I was shocked more than I was angry at the moment. It was a statement that pierced right through every layer of me. There are few things worse a person can say to me, let alone my own father. “Who calls their own daughter ‘dirty’? Who the hell does that?”

“I’m not calling you dirty. I’m calling your hair dirty! It’s a dirty choice for wearing your hair! It’s unattractive!”

There were so many reasons to argue with him, and I did. He was unconvinced and I was disappointed in the most visceral ways. I rejected his bullshit outright, doubling down on my commitment to loc my hair just to prove him wrong. But, as hurtful words do, they dug in, finding places to live and changing my behavior. It came in the form of over-conditioning my hair and twisting it too often. I felt the compulsion to wash it, to keep the locs perfectly curated and never, ever become unkempt. My locs started to thin and break from the overwork. Years of hard work came undone as I lost some, twisted others together in an effort to save them. I decided to stop twisting. I think I’ve gone at least 6 months without touching it, if not longer. The resulting growth has been phenomenal.

The hard won new growth, thick and untamed, was beautiful in its own way. But as I’ve had to participate in more than a few professional events recently, I’ve been covering it up with headbands and scarves. I tell myself it’s out of presentation… but I wonder if I subconsciously have decided that my pure, raw hair is just not appropriate for public consumption. I thought, as I approached the process with these reflective questions in mind, how I could reclaim the ritual of twisting. How can I make this a ritual that feeds me, rather than a compulsion to conform me to an imposed image from the outside?

My Quiet Thoughts are on how good it felt to go through the process. The warmed oils on my scalp, the long shower to wash and condition, the velvety raw cocoa butter in my fingers during the twisting, the click and clack of the clips I use to hold the twists in position as I go. I listened to an audiobook and took my time. The only thing I missed was the community of home: growing up, hair was a family activity with me, Mom and my sister in the kitchen or at a salon. It was always hours-long and a pain… but now, ever alone in these sorts of things, it would have been nice to hear stories in familiar cadence, laugh at stories only we can tell, commune over the shared narrative of womanhood and Blackness. I don’t know when I’ll next need to do it, but I hope that my next retwist will be as satisfying and filling as this one was.

In the end, I was indeed “clean.” My hair looks fabulous; the new growth now integrated with the established twists, the length of each loc now more pronounced. I feel more confident and bold, feeling like I’m presenting my best self when I walk into these meetings and events coming up. As my roles evolve and my involvement grows, the love for myself is my best tool, my most beautiful feature.

Ultimately, a person will see me or they won’t. They’ll know me, or they’ll pass me over. I have to choose myself. I have to know that I’m beautiful.

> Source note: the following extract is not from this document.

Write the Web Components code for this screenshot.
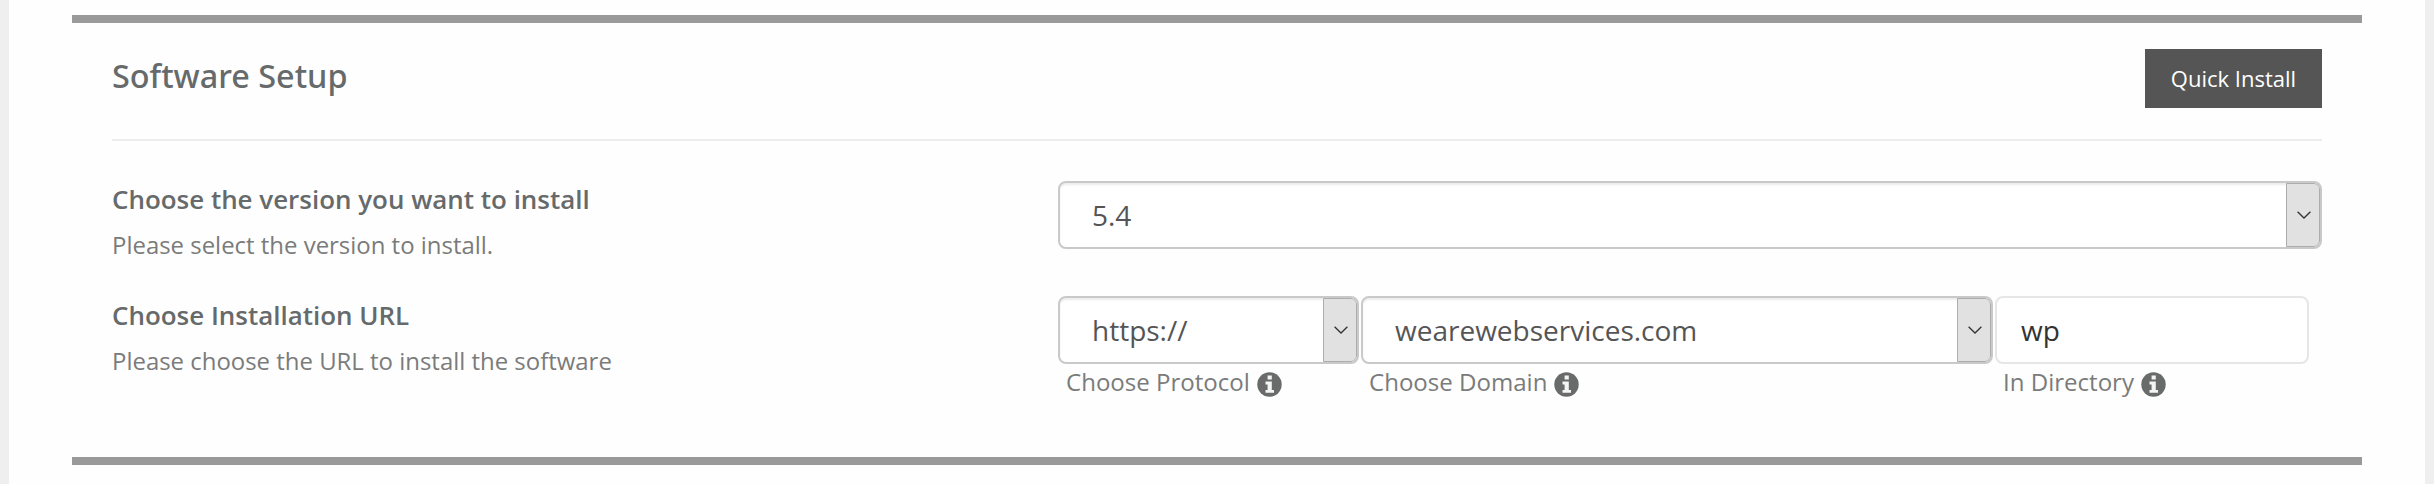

It’s a night of howling wind carrying cold that cuts straight to the bone. It bites and scratches at uncovered skin, burrowing through even the thickest coats and sweaters underneath. The sky is clear, the sun golden on the western horizon. You see the ball of fire and dare it to be more helpful, pleading for it to give off even a degree more heat before it visits the other parts of the world. It is unsympathetic, I guess. At least we have the full moon to look forward to in a bit.

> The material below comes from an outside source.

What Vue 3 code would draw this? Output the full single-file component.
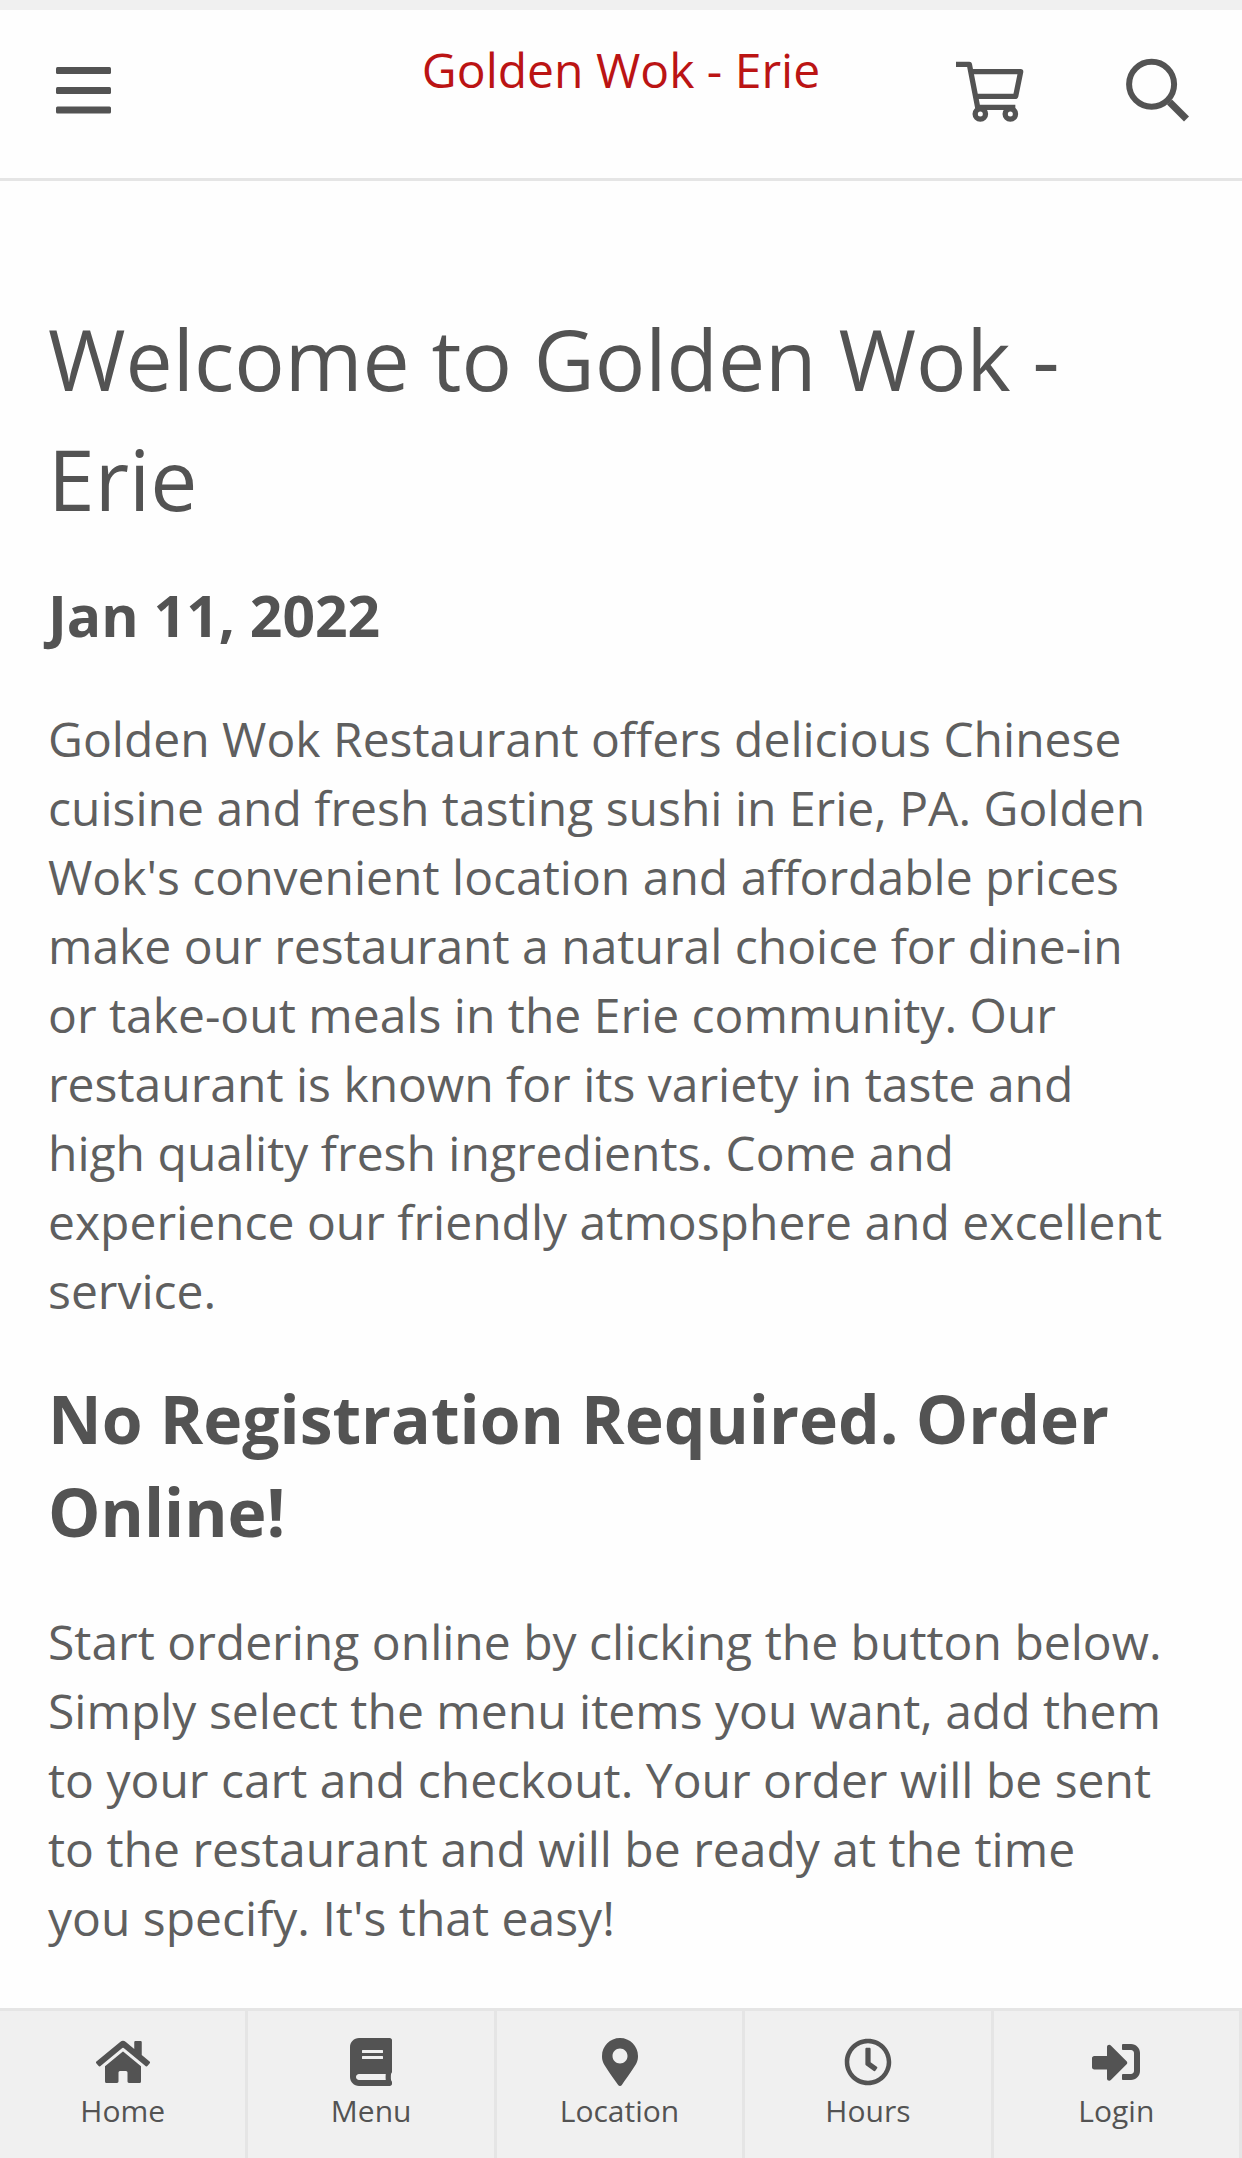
<script setup>
import { ref } from 'vue'

const restaurant = ref('Golden Wok - Erie')

// Tabs of the bottom bar
const tabs = ref([
  {
    label: 'Home',
    width: 576,
    path: 'M280.37 148.26L96 300.11V464a16 16 0 0 0 16 16l112.06-.29a16 16 0 0 0 15.92-16V368a16 16 0 0 1 16-16h64a16 16 0 0 1 16 16v95.64a16 16 0 0 0 16 16.05L464 480a16 16 0 0 0 16-16V300L295.67 148.26a12.19 12.19 0 0 0-15.3 0zM571.6 251.47L488 182.56V44.05a12 12 0 0 0-12-12h-56a12 12 0 0 0-12 12v72.61L318.47 43a48 48 0 0 0-61 0L4.34 251.47a12 12 0 0 0-1.6 16.9l25.5 31A12 12 0 0 0 45.15 301l235.22-193.74a12.19 12.19 0 0 1 15.3 0L530.9 301a12 12 0 0 0 16.9-1.6l25.5-31a12 12 0 0 0-1.7-16.93z'
  },
  {
    label: 'Menu',
    width: 448,
    path: 'M448 360V24c0-13.3-10.7-24-24-24H96C43 0 0 43 0 96v320c0 53 43 96 96 96h328c13.3 0 24-10.7 24-24v-16c0-7.5-3.5-14.3-8.9-18.7-4.2-15.4-4.2-59.3 0-74.7 5.4-4.3 8.9-11.1 8.9-18.6zM128 134c0-3.3 2.7-6 6-6h212c3.3 0 6 2.7 6 6v20c0 3.3-2.7 6-6 6H134c-3.3 0-6-2.7-6-6v-20zm0 64c0-3.3 2.7-6 6-6h212c3.3 0 6 2.7 6 6v20c0 3.3-2.7 6-6 6H134c-3.3 0-6-2.7-6-6v-20zm253.4 250H96c-17.7 0-32-14.3-32-32 0-17.6 14.4-32 32-32h285.4c-1.9 17.1-1.9 46.9 0 64z'
  },
  {
    label: 'Location',
    width: 384,
    path: 'M172.268 501.67C26.97 291.031 0 269.413 0 192 0 85.961 85.961 0 192 0s192 85.961 192 192c0 77.413-26.97 99.031-172.268 309.67-9.535 13.774-29.93 13.773-39.464 0zM192 272c44.183 0 80-35.817 80-80s-35.817-80-80-80-80 35.817-80 80 35.817 80 80 80z'
  },
  {
    label: 'Hours',
    width: 512,
    path: 'M256 8C119 8 8 119 8 256s111 248 248 248 248-111 248-248S393 8 256 8zm0 448c-110.5 0-200-89.5-200-200S145.5 56 256 56s200 89.5 200 200-89.5 200-200 200zm61.8-104.4l-84.9-61.7c-3.1-2.3-4.9-5.9-4.9-9.7V116c0-6.6 5.4-12 12-12h32c6.6 0 12 5.4 12 12v141.7l66.8 48.6c5.4 3.9 6.5 11.4 2.6 16.8L334.6 349c-3.9 5.3-11.4 6.5-16.8 2.6z'
  },
  {
    label: 'Login',
    width: 512,
    path: 'M416 448h-84c-6.6 0-12-5.4-12-12v-40c0-6.6 5.4-12 12-12h84c17.7 0 32-14.3 32-32V160c0-17.7-14.3-32-32-32h-84c-6.6 0-12-5.4-12-12V76c0-6.6 5.4-12 12-12h84c53 0 96 43 96 96v192c0 53-43 96-96 96zm-47-201L201 79c-15-15-41-4.5-41 17v96H24c-13.3 0-24 10.7-24 24v96c0 13.3 10.7 24 24 24h136v96c0 21.5 26 32 41 17l168-168c9.3-9.4 9.3-24.6 0-34z'
  }
])
</script>

<template>
  <div class="page">
    <header class="header">
      <button class="icon-button" aria-label="Open menu">
        <svg class="bars" viewBox="0 0 55 47">
          <rect width="55" height="7" rx="1.5" />
          <rect y="20" width="55" height="7" rx="1.5" />
          <rect y="39.5" width="55" height="7" rx="1.5" />
        </svg>
      </button>

      <div class="brand">{{ restaurant }}</div>

      <div class="actions">
        <button class="icon-button" aria-label="Cart">
          <svg class="cart" viewBox="0 0 204 192">
            <path d="M0 19H40L65 148H178" />
            <path d="M46 41H194L179 115H62" />
            <circle cx="73" cy="168" r="15.5" />
            <circle cx="163" cy="168" r="15.5" />
          </svg>
        </button>
        <button class="icon-button" aria-label="Search">
          <svg class="search" viewBox="0 0 64 64">
            <circle cx="25.6" cy="26.3" r="22.5" />
            <path class="handle" d="M43.5 44L60.5 61" />
          </svg>
        </button>
      </div>
    </header>

    <main class="content">
      <h1>Welcome to {{ restaurant }}</h1>
      <h3>Jan 11, 2022</h3>
      <p>
        Golden Wok Restaurant offers delicious Chinese cuisine and fresh tasting sushi in Erie, PA.
        Golden Wok's convenient location and affordable prices make our restaurant a natural choice
        for dine-in or take-out meals in the Erie community. Our restaurant is known for its variety
        in taste and high quality fresh ingredients. Come and experience our friendly atmosphere and
        excellent service.
      </p>
      <h2>No Registration Required. Order Online!</h2>
      <p>
        Start ordering online by clicking the button below. Simply select the menu items you want,
        add them to your cart and checkout. Your order will be sent to the restaurant and will be
        ready at the time you specify. It's that easy!
      </p>
    </main>

    <nav class="tabs">
      <a v-for="tab in tabs" :key="tab.label" class="tab">
        <svg class="tab-icon" :viewBox="`0 0 ${tab.width} 512`">
          <path :d="tab.path" />
        </svg>
        <span>{{ tab.label }}</span>
      </a>
    </nav>
  </div>
</template>

<style>
body {
  margin: 0;
  background: #fefefe;
}
</style>

<style scoped>
.page {
  display: flex;
  flex-direction: column;
  box-sizing: border-box;
  height: 100vh;
  overflow: hidden;
  border-top: 10px solid #f0f0f0;
  color: #535353;
  font-family: 'Open Sans', sans-serif;
}

.header {
  display: grid;
  grid-template-columns: 1fr auto 1fr;
  align-items: start;
  flex: none;
  box-sizing: border-box;
  height: 171px;
  padding: 0 52px;
  border-bottom: 3px solid #e5e5e5;
}

.icon-button {
  display: block;
  padding: 0;
  border: none;
  background: none;
  cursor: pointer;
}

.icon-button svg {
  display: block;
}

.bars {
  width: 55px;
  height: 47px;
  margin: 57px 0 0 4px;
  fill: #535353;
}

.brand {
  padding-top: 25px;
  color: #bb1414;
  font-size: 48px;
  line-height: 69px;
}

.actions {
  display: flex;
  justify-content: flex-end;
  gap: 102px;
  padding-top: 48px;
}

.cart {
  width: 68px;
  height: 64px;
  fill: none;
  stroke: #535353;
  stroke-width: 16;
  stroke-linejoin: round;
}

.search {
  width: 64px;
  height: 64px;
  fill: none;
  stroke: #535353;
  stroke-width: 6;
}

.handle {
  stroke-width: 7;
}

.content {
  flex: 1;
  min-height: 0;
  padding: 118px 77px 0 48px;
}

h1 {
  margin: 0 0 37px;
  font-size: 84px;
  font-weight: 400;
  line-height: 120px;
}

h3 {
  margin: 0 0 50px;
  font-size: 57px;
  font-weight: 700;
  line-height: 78px;
}

h2 {
  margin: 0 0 49px;
  font-size: 66px;
  font-weight: 700;
  line-height: 93px;
}

p {
  margin: 0 0 47px;
  color: #5f5f5f;
  font-size: 48px;
  line-height: 69px;
}

.tabs {
  display: flex;
  flex: none;
  box-sizing: border-box;
  height: 150px;
  border-top: 3px solid #e5e5e5;
  background: #f0f0f0;
}

.tab {
  display: flex;
  flex: 1;
  flex-direction: column;
  align-items: center;
  min-width: 0;
  padding-top: 27px;
  border-right: 3px solid #e5e5e5;
  font-size: 30px;
  line-height: 42px;
}

.tab-icon {
  height: 48px;
  margin-bottom: 4px;
  fill: #535353;
}
</style>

My Dear Reader, it’s cold, but it’s Friday. Even cold Fridays are for wishes. I wish you, first and foremost, all the warm stuff. I’m talkin’ the works: an oversized blanket, socks that go well above the ankles, flannel pants and long-sleeved shirts, a roaring fire if you can have one, a steaming cup of comforting tea. Share or don’t share, Dear Reader! Well, share. Warmth is literal and figurative… and on nights like this, you most certainly need both! I wish you a very good book to get lost in and a good chunk of time to read it. A good counter-balance to all the loudness to come on Sunday night, no? I wish you a beautiful natural thing to stare at for a moment: a forced bulb in a window, an animal strolling by, a glorious sunset, or a mesmerizing sunrise. I hope it inspires you for the rest of the weekend and spurs you to create something beautiful yourself. I wish you the warmth of a held hand, a kiss on the cheek. I wish you the pleasure of a secret, or the intimacy of a whisper in your ear. Something that makes you want to pull a person close, to feel the warmth of their breath, the power of their steady gaze. When was the last time you really had a halting moment with the person you love? Spark something this weekend, Dear Reader. You don’t need a holiday to do that, you know.

I wish you the powerful knowledge that you are infinitely beautiful. Your presence in this world matters and what you choose to do on a daily basis has weight and meaning. There are people near and far who think of you and love you, who admire you not only because of what you’ve accomplished, but simply because of who you are. Walk with a strong sense of self-love and trusting purpose. You are the light in the darkness for more people than you could possibly know.

Until Monday, stay warm and take care.

(and Go Eagles! For the love of goodness, PLEASE beat the Patriots!!!!)


2 Replies to “[Quiet Thoughts] Reclaiming Ritual”

  1. A beautiful example of the joy that can come from being in the moment. Maya Angelou called a women’s hair her crowning glory, something that brings joy to all around her. I’m not sure I’m 100% with her, but it’s certainly food for thought.

  2. I also have locs and it took me a long time and a lot of thought before I committed to doing it. All because of other people’s opinions and internalized self-hate. It’s wild what hair can make you think of.